Indexed asset management worldwide was given its annual work-out in Barcelona at the World Cup of Indexing, organised by IMN, and was found to be in good shape, despite the assault of poor equity markets.
The development of indexing in Europe was put in context by Massoud Mussavian of Goldman Sachs International in London, who pointed out that in the US some 35% of pension assets were indexed and in the UK the figure was around 30%. But the growth was to come from markets such as the Netherlands and Sweden where the proportion was only 20%, and in Japan where it was10%. In Germany and France the figure iss in the 5–10% range, he reckoned. “We are in a ‘sweet spot’ in Europe as far as the future of the business was concerned.”
The shift to customised benchmarks was pointed to by William Oulton of index provider FTSE, who said that increasingly there was a move from standard benchmarks to those less some component. In addition to a standard less component X, providers were seeing demand for indices adjusted by GDP, currency or region. Interest in socially responsible investment indices was growing. “SRI activity is increasing dramatically.”
The Boots pension fund decision to switch totally to fixed income was described as a “no brainer” by Watson Wyatt partner Peter Ludvik, “it made sense for them to lock in their fund’s surplus”. Discussing the changing asset allocation scenario, he thought there would be three categories of UK pension fund, the first would be like Boots, which did not want to take any risk and would allocate 90% or more to bonds. “Then there would be those who go 50/50, bonds equity split.” The other schemes were the risk-takers, which could afford to take the risks and stay in equities.

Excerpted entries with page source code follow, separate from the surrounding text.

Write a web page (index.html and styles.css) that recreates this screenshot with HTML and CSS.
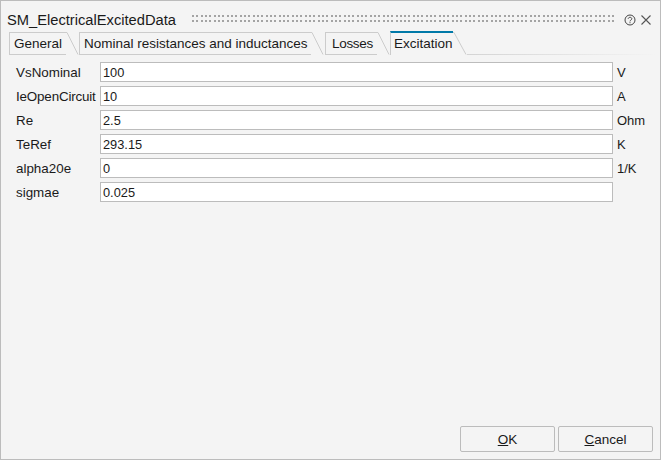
FILE: index.html
```html
<!DOCTYPE html>
<html lang="en">
<head>
    <meta charset="UTF-8">
    <title>SM_ElectricalExcitedData</title>
    <link rel="stylesheet" href="styles.css">
</head>
<body>
    <div class="dialog">
        <div class="title-bar">
            <span class="title">SM_ElectricalExcitedData</span>
            <div class="grip"></div>
            <svg class="title-icon" width="12" height="12" viewBox="0 0 12 12">
                <circle cx="6" cy="6" r="5" fill="none" stroke="#444" stroke-width="1"/>
                <path d="M4.2 4.8C4.3 2.8 7.8 2.8 7.8 4.8C7.8 6 6 6 6 7.4" fill="none" stroke="#444" stroke-width="1"/>
                <rect x="5.5" y="8.2" width="1" height="1" fill="#444"/>
            </svg>
            <svg class="title-icon close-icon" width="10" height="10" viewBox="0 0 10 10">
                <path d="M.5 .5L9.5 9.5M9.5 .5L.5 9.5" stroke="#555" stroke-width="1.1"/>
            </svg>
        </div>

        <div class="tabs">
            <div class="tab tab-general">
                <span class="tab-label">General</span>
                <svg class="tab-slant" width="13" height="23" viewBox="0 0 13 23"><path d="M0 .5H1L12 22.5" fill="none" stroke="#ccc"/></svg>
            </div>
            <div class="tab tab-nominal">
                <span class="tab-label">Nominal resistances and inductances</span>
                <svg class="tab-slant" width="13" height="23" viewBox="0 0 13 23"><path d="M0 .5H1L12 22.5" fill="none" stroke="#ccc"/></svg>
            </div>
            <div class="tab tab-losses">
                <span class="tab-label">Losses</span>
                <svg class="tab-slant" width="13" height="23" viewBox="0 0 13 23"><path d="M0 .5H1L12 22.5" fill="none" stroke="#ccc"/></svg>
            </div>
            <div class="tab tab-active">
                <span class="tab-label">Excitation</span>
                <svg class="tab-slant" width="14" height="24" viewBox="0 0 14 24"><path d="M0 1.5H1L13 23.5" fill="none" stroke="#ccc"/></svg>
            </div>
            <div class="tab-line"></div>
        </div>

        <div class="form">
            <label class="field-label">VsNominal</label>
            <input class="field-input" type="text" value="100">
            <span class="field-unit">V</span>

            <label class="field-label field-label-tight">IeOpenCircuit</label>
            <input class="field-input" type="text" value="10">
            <span class="field-unit">A</span>

            <label class="field-label">Re</label>
            <input class="field-input" type="text" value="2.5">
            <span class="field-unit">Ohm</span>

            <label class="field-label">TeRef</label>
            <input class="field-input" type="text" value="293.15">
            <span class="field-unit">K</span>

            <label class="field-label">alpha20e</label>
            <input class="field-input" type="text" value="0">
            <span class="field-unit">1/K</span>

            <label class="field-label">sigmae</label>
            <input class="field-input" type="text" value="0.025">
            <span class="field-unit"></span>
        </div>

        <div class="buttons">
            <button class="btn"><u>O</u>K</button>
            <button class="btn"><u>C</u>ancel</button>
        </div>
    </div>
</body>
</html>
```

FILE: styles.css
```css
* {
    box-sizing: border-box;
}
html, body {
    margin: 0;
    height: 100%;
}
body {
    font-family: "Liberation Sans", Arial, sans-serif;
    font-size: 13px;
    color: #1a1a1a;
}
.dialog {
    width: 661px;
    height: 460px;
    background-color: #f4f4f4;
    border: 1px solid #bcbcbc;
    display: flex;
    flex-direction: column;
}
.title-bar {
    height: 30px;
    padding: 9px 0 0 6px;
    display: flex;
    align-items: flex-start;
}
.title {
    font-size: 14.7px;
    line-height: 20px;
    width: 185px;
    flex-shrink: 0;
}
.grip {
    width: 423px;
    height: 7px;
    margin-top: 5px;
    flex-shrink: 0;
    background-image: repeating-linear-gradient(to right, #a4a4a4 0, #a4a4a4 2px, transparent 2px, transparent 4.33px);
    -webkit-mask-image: repeating-linear-gradient(to bottom, #000 0, #000 2px, transparent 2px, transparent 5px);
}
.title-icon {
    margin: 4px 0 0 9px;
    flex-shrink: 0;
}
.close-icon {
    margin: 5px 0 0 5px;
}
.tabs {
    height: 24px;
    padding-left: 8px;
    display: flex;
    align-items: flex-end;
}
.tab {
    height: 23px;
    display: flex;
    flex-shrink: 0;
}
.tab-label {
    flex: 1;
    height: 23px;
    line-height: 22px;
    padding-left: 4px;
    font-size: 13.5px;
    border-left: 1px solid #ccc;
    border-top: 1px solid #ccc;
    border-bottom: 1px solid #ccc;
    white-space: nowrap;
}
.tab-slant {
    flex-shrink: 0;
}
.tab-general {
    width: 70px;
}
.tab-nominal {
    width: 245px;
    margin-right: 1px;
}
.tab-losses {
    width: 65px;
}
.tab-losses .tab-label {
    padding-left: 6px;
    letter-spacing: -0.3px;
}
.tab-active {
    width: 77px;
    height: 24px;
}
.tab-active .tab-label {
    height: 24px;
    line-height: 21px;
    border-top: 2px solid #0079a8;
    border-bottom: none;
    padding-left: 3px;
    background-color: #f4f4f4;
}
.tab-line {
    width: 190px;
    height: 1px;
    background-image: linear-gradient(to right, #d4d4d4, #f4f4f4);
}
.form {
    padding: 7px 0 0 15px;
    display: grid;
    grid-template-columns: 84px 513px auto;
    grid-auto-rows: 20px;
    row-gap: 4px;
    align-items: center;
}
.field-label {
    white-space: nowrap;
    font-size: 13.4px;
}
.field-label-tight {
    letter-spacing: -0.17px;
}
.field-input {
    height: 20px;
    width: 100%;
    padding: 0 2px;
    border: 1px solid #bcbcbc;
    border-radius: 0;
    background-color: #fff;
    font: inherit;
    font-size: 12.8px;
    color: #1a1a1a;
    outline: none;
}
.field-unit {
    padding-left: 4px;
}
.buttons {
    margin-top: auto;
    padding: 0 7px 7px 0;
    display: flex;
    justify-content: flex-end;
    gap: 3px;
}
.btn {
    width: 95px;
    height: 26px;
    padding: 0;
    background-color: #f4f4f4;
    border: 1px solid #bcbcbc;
    border-radius: 2px;
    font: inherit;
    font-size: 13.5px;
    color: #1a1a1a;
}
```
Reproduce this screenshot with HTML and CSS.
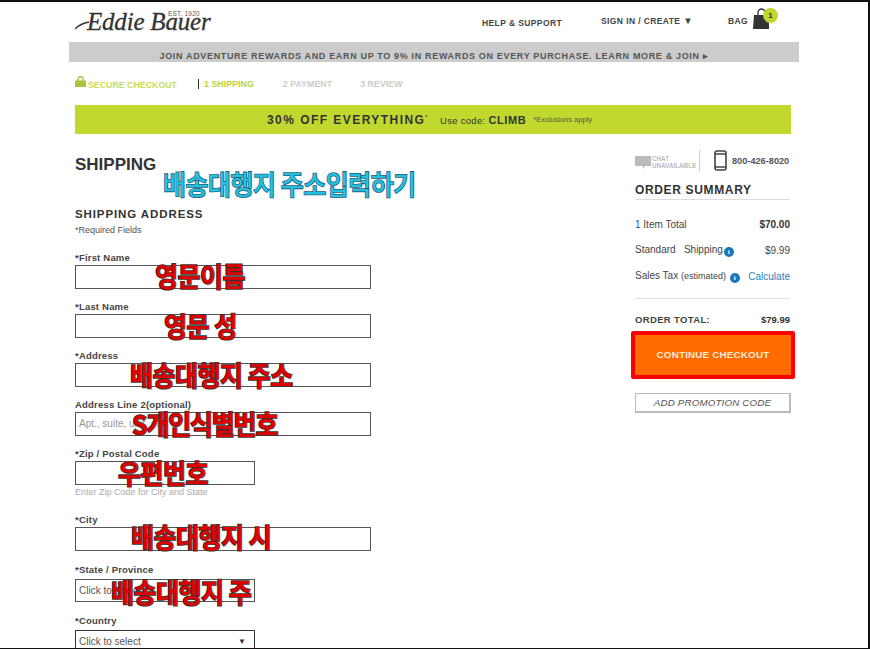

Strategic asset allocation was also tackled by Chris Woods of State Street Global Advisors in London, who argued that pension funds investing in equities were taking hedge fund risks, when their liabilities look like “inflation-linked corporate debt”. Gone were the days when “a euro of equities is worth more than a euro of bonds”. So the need was to create a “notional benchmark” to best match liabilities, that would be 100% debt, probably index-linked corporate debt.
Investment managers would be hired to beat the benchmark, but with strict risk controls. “Ideally the manager would use index-linked corporate debt,” said Wood. He acknowledged the supply was inadequate but would grow, but that in the meantime synthetic instruments would need to be created. Alternatives and equities can be invested in only if the fund had a surplus. “Balanced pension funds were lucky in the past, and may now be the verge of being unlucky,” said Wood.
Looking at the question of when to be active and when passive, Peter Norman of AP Fonden 7 in Stockholm, said the exten to which the fund went indexed depended on the efficiency. The US was the only market were the fund was passive throughout, in Europe it was half indexed and half active, while Japan and Asia were managed 100% actively.
The Fonditel approach to asset management was to follow a core-satellite model, explained Santiago Fernández Valbuena of the Madrid-based fund manager. “But we run an active tactical asset allocation satellite, around the indexed core.” He pointed out that the managers used futures, but were shifting to exchange traded funds for simplicity.
Enhanced indexing – providing 1% return above benchmark - was just the tonic for down markets in the view of Philipp Kauer of Credit Suisse First Boston. “It had explosive growth in the US and was now moving into Europe.”
He rejected the notion that enhanced was “souped-up indexation” or “watered down active management”, as an investment process was needed. The potential was to add 50–150 basis points. “Fees do vary between 15 and 30bps.”
Changing trends in index derivatives trading was the focus of Ignacio Solloa, director of markets at MEFF, who said there was a trend from Euroland to Europe-wide indices, particularly on the sector indices. “But country indices are far from over, though there was increasing correlation between countries and regional indices.” At the momemt, European sector indices trading had a low volume, but he expected to see growth in the near future.